By contrast, the June 2019 jobs report showed that US employers added 224,000 non-farm jobs, up from 72,000 created in May. It was the 105th consecutive month employment has increased, the US Labor Department reported. The annual inflation rate was 1.8 percent for the 12 months ended in May, below the Fed's target of 2 percent. The Labor Department will release its next report on Thursday and provide the inflation rate for the 12 months ended June 2019.

The June job numbers are the first full-month look at the labor market since Trump hiked tariffs on May 10, to 25 percent from 10 percent on Chinese Imports valued at $200 billion. The labor force participation rate, the share of working-age adults employed or looking for a job, rose to 62.0 percent from 62.8 percent in May. The unemployment rate edged up to 3.7 percent in June because more Americans returned to the labor force to look for a job.

In June, Goldman Sachs analyst Jan Hatzius correctly forecast that the Fed would hold rates unchanged while being open to possible cuts later this year. The Federal Open Market Committee now projects at least one cut by December.
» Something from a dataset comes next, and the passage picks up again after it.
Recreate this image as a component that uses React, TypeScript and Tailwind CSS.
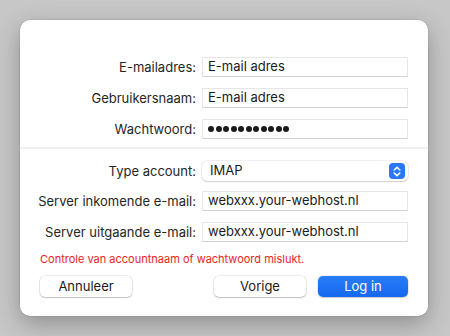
import React from "react";

const font = { fontFamily: 'Inter, "Liberation Sans", Arial, sans-serif' };

function Label({ children }: { children: React.ReactNode }) {
  return (
    <div className="w-[182px] shrink-0 pr-[6px] text-right text-[13px] leading-[20px] text-[#262626]">
      {children}
    </div>
  );
}

function Field({ value, dots }: { value?: string; dots?: boolean }) {
  return (
    <div className="flex h-[20px] w-[206px] items-center border border-[#e6e6e6] border-b-[#d2d2d2] bg-white pl-[5px] text-[13px] text-[#1a1a1a]">
      {dots ? (
        <span className="flex gap-[1.5px]">
          {Array.from({ length: 11 }).map((_, i) => (
            <span key={i} className="h-[6px] w-[6px] rounded-full bg-[#1a1a1a]" />
          ))}
        </span>
      ) : (
        value
      )}
    </div>
  );
}

export default function App() {
  return (
    <div className="h-[336px] w-[450px] overflow-hidden bg-[#c7c7c7] pt-[20px] pl-[20px]" style={font}>
      <div className="h-[296px] w-[408px] rounded-[10px] bg-white shadow-[0_8px_24px_rgba(0,0,0,0.28),0_0_0_0.5px_rgba(0,0,0,0.12)]">
        <div className="flex flex-col gap-[11px] pt-[37px]">
          <div className="flex items-center">
            <Label>E-mailadres:</Label>
            <Field value="E-mail adres" />
          </div>
          <div className="flex items-center">
            <Label>Gebruikersnaam:</Label>
            <Field value="E-mail adres" />
          </div>
          <div className="flex items-center">
            <Label>Wachtwoord:</Label>
            <Field dots />
          </div>
        </div>
        <div className="mt-[8px] h-[2px] w-full bg-[#efefef]" />
        <div className="flex flex-col pt-[12px]">
          <div className="flex items-center">
            <Label>Type account:</Label>
            <div className="flex h-[20px] w-[206px] items-center justify-between rounded-[5px] bg-white pl-[8px] pr-[3px] text-[13px] text-[#1a1a1a] shadow-[0_0_0_0.5px_rgba(0,0,0,0.12),0_1px_1.5px_rgba(0,0,0,0.15)]">
              <span>IMAP</span>
              <span className="flex h-[16px] w-[16px] items-center justify-center rounded-[4px] bg-[#2a78f5]">
                <svg width="8" height="11" viewBox="0 0 8 11" fill="none" stroke="white" strokeWidth="1.6" strokeLinecap="round" strokeLinejoin="round">
                  <path d="M1.2 4 L4 1.3 L6.8 4" />
                  <path d="M1.2 7 L4 9.7 L6.8 7" />
                </svg>
              </span>
            </div>
          </div>
          <div className="mt-[10px] flex items-center">
            <Label>Server inkomende e-mail:</Label>
            <Field value="webxxx.your-webhost.nl" />
          </div>
          <div className="mt-[11px] flex items-center">
            <Label>Server uitgaande e-mail:</Label>
            <Field value="webxxx.your-webhost.nl" />
          </div>
          <div className="mt-[9px] pl-[20px] text-[11px] leading-[16px] text-[#e8251b]">
            Controle van accountnaam of wachtwoord mislukt.
          </div>
          <div className="mt-[9px] flex items-center px-[20px]">
            <button className="flex h-[21px] w-[92px] items-center justify-center rounded-[5px] bg-white text-[13px] text-[#1a1a1a] shadow-[0_0_0_0.5px_rgba(0,0,0,0.15),0_1px_1.5px_rgba(0,0,0,0.18)]">
              Annuleer
            </button>
            <div className="flex-1" />
            <button className="flex h-[21px] w-[92px] items-center justify-center rounded-[5px] bg-white text-[13px] text-[#1a1a1a] shadow-[0_0_0_0.5px_rgba(0,0,0,0.15),0_1px_1.5px_rgba(0,0,0,0.18)]">
              Vorige
            </button>
            <button className="ml-[12px] flex h-[21px] w-[90px] items-center justify-center rounded-[5px] bg-gradient-to-b from-[#2a7df7] to-[#1468ee] text-[13px] text-white shadow-[0_0_0_0.5px_rgba(0,0,0,0.1),0_1px_1.5px_rgba(0,0,0,0.18)]">
              Log in
            </button>
          </div>
        </div>
      </div>
    </div>
  );
}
"Most of the dovish Fedspeak over the past several weeks has emphasized the increased uncertainty (especially with regard to trade policy) around a fairly optimistic central case as a reason for potential rate cuts," he said in a research note to investors. "But while trade uncertainty has not gone away, the decision by presidents Trump and Xi (Jinping) to return to the negotiating table and suspend the next tariff increase has reduced it, at least in the near term."